Pro-Israel Christians stage anti-bias protest

Israel supporter Joanna MacDonald protesting at the Greenbelt festival

More than 100 Christian supporters of Israel staged a demonstration outside a religious festival on Sunday in protest at its stance on the Middle East.

Waving Israeli flags and banners, they read biblical texts on the Jewish link to Israel at the entrance to the annual Christian Greenbelt festival in Cheltenham which attracts up to 20,000 participants.

The festival’s programme this year included the launch of a document calling for sanctions against Israel as well as the appearance of American Jewish activist Mark Braverman, who describes himself as a Jew “overwhelmed by the reality of Israel’s ethnic cleansing of Palestine”.

A group called Embracing the Middle East also set up an interactive floor game called “Occupation”, inviting participants to “roll the dice and make your way through checkpoints and challenges, permit denials and poverty” in order to learn about Palestinian experience.

Pastor Mike Fryer, the leader of an independent congregation in north Wales, who organised the pro-Israel protest on behalf of Christians for Zion, said that around 150 had turned up to oppose Greenbelt’s “anti-Israel” position.

“Even Greenbelt has agreed they have seen another voice from the Christian community that would not have been seen if we had not done what we did,” he said.

The demonstration was also supported by the International Christian Embassy Jerusalem and Christian Friends of Israel.

Steven Jaffe, consultant to the Board of Deputies on Israel engagement, said that the demonstration was “an important stand against bias and demonisation.
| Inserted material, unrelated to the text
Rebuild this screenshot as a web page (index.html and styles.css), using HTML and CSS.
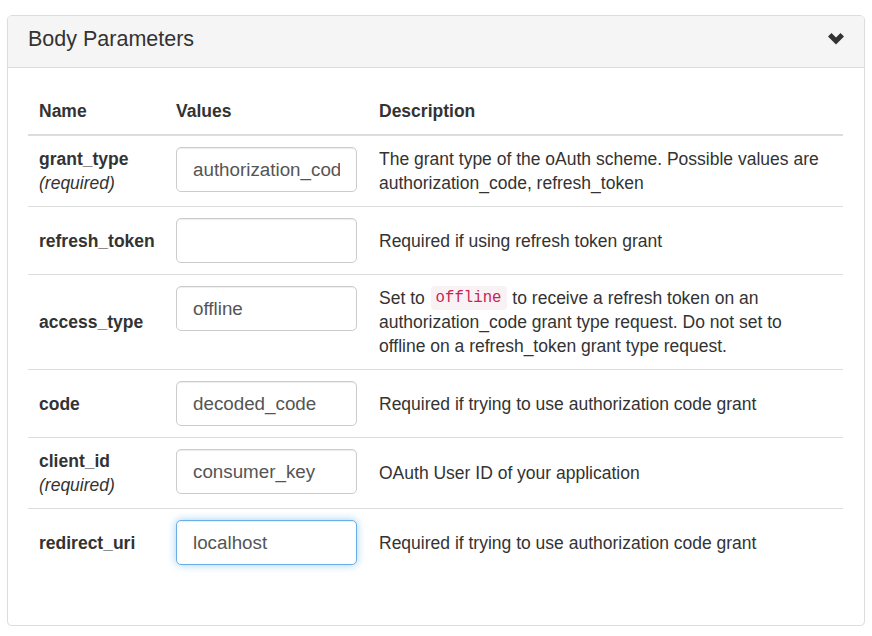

I very much hope festival organisers will take heed of the views of the demonstrators”.

A group of pro-Palestinian campaigners launched a pamphlet at the festival, Time for Action, calling for a “commercial boycott of everything produced by the occupation” and a boycott of Israeli cultural and academic insitutions “complicit in the occupation”.

Earlier this year, Greenbelt rejected a request from the Council of Christians and Jews for a speaker with an alternative view of Christian-Jewish relations to that of Dr Braverman.

In a statement issued on the first day of the festival, Greenbelt said that it gave a platform to voices “struggling for peace and justice” and that its programme highlighted issues surrounding Israel’s “illegal” occupation of Palestinian territories, settlements and separation wall.